■ **To do**: In the entries below, count the lines holding "React". Reply with the number only.

■ **Provided data**:

_ _ _ _ _

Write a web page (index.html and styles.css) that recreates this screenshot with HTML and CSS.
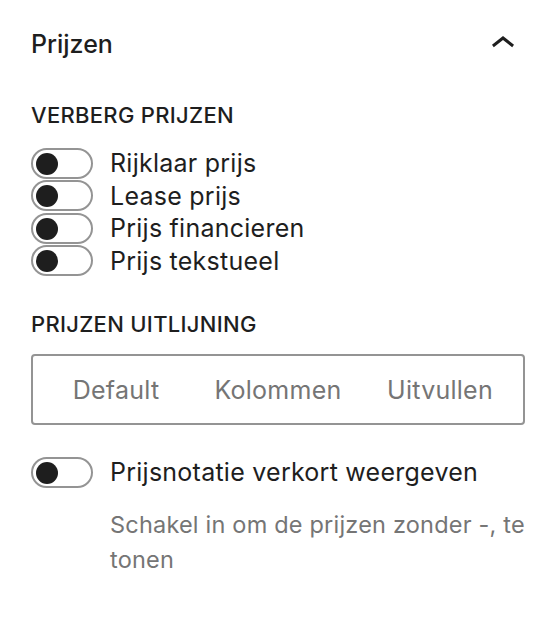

_ _ _ _ _

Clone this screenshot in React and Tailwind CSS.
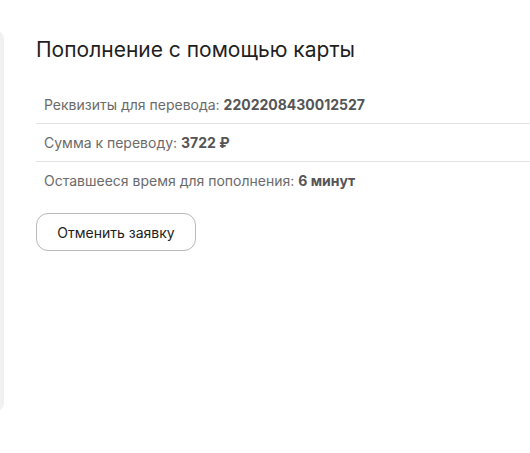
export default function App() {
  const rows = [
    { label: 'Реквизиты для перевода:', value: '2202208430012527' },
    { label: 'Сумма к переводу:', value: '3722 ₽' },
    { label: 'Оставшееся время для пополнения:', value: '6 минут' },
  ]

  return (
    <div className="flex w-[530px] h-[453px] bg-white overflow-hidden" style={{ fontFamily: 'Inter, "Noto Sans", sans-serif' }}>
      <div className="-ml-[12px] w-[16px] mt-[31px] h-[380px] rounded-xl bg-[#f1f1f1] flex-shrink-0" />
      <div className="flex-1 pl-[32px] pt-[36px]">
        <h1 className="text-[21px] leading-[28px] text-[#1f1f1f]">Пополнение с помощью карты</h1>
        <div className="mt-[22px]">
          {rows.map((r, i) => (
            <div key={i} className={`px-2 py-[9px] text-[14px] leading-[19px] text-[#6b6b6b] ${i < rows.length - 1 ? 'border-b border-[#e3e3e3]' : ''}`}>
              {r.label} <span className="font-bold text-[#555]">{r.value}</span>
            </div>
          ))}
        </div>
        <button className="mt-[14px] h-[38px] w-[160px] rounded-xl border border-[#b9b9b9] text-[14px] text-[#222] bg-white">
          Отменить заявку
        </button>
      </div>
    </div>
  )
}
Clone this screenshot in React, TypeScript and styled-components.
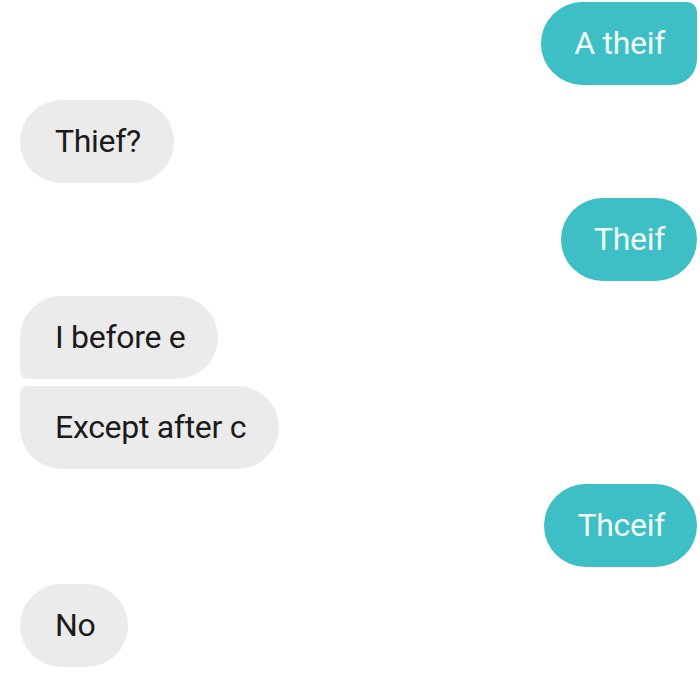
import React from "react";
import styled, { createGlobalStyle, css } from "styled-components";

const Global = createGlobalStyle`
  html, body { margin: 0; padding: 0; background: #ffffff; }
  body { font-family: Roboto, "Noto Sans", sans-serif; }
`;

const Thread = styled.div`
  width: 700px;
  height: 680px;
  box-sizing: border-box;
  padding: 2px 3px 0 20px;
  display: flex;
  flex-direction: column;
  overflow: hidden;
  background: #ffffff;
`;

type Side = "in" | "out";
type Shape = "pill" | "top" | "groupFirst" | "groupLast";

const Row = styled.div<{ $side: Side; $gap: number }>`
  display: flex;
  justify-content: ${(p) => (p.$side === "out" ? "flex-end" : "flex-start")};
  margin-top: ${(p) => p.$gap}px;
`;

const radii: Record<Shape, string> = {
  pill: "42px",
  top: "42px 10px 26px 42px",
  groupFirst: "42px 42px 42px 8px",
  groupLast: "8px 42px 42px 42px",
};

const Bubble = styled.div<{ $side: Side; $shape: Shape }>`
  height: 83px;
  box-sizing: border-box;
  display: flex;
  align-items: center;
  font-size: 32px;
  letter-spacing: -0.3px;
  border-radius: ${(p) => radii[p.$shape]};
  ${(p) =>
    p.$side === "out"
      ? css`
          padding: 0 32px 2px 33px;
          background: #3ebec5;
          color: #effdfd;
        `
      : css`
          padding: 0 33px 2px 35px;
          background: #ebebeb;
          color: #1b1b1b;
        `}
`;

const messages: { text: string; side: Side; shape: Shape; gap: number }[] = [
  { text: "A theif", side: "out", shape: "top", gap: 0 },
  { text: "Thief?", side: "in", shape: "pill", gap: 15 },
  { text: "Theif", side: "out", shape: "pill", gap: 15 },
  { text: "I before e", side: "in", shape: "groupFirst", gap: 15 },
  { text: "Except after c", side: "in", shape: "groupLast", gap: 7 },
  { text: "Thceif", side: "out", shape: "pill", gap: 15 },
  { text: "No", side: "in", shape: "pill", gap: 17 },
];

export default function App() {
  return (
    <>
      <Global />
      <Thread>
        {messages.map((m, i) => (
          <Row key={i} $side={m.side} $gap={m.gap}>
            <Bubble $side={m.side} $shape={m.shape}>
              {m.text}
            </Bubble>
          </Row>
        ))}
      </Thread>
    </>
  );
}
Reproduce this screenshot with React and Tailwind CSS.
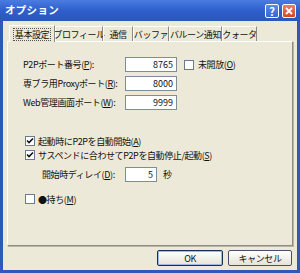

_ _ _ _ _

■ **Full answer**: 4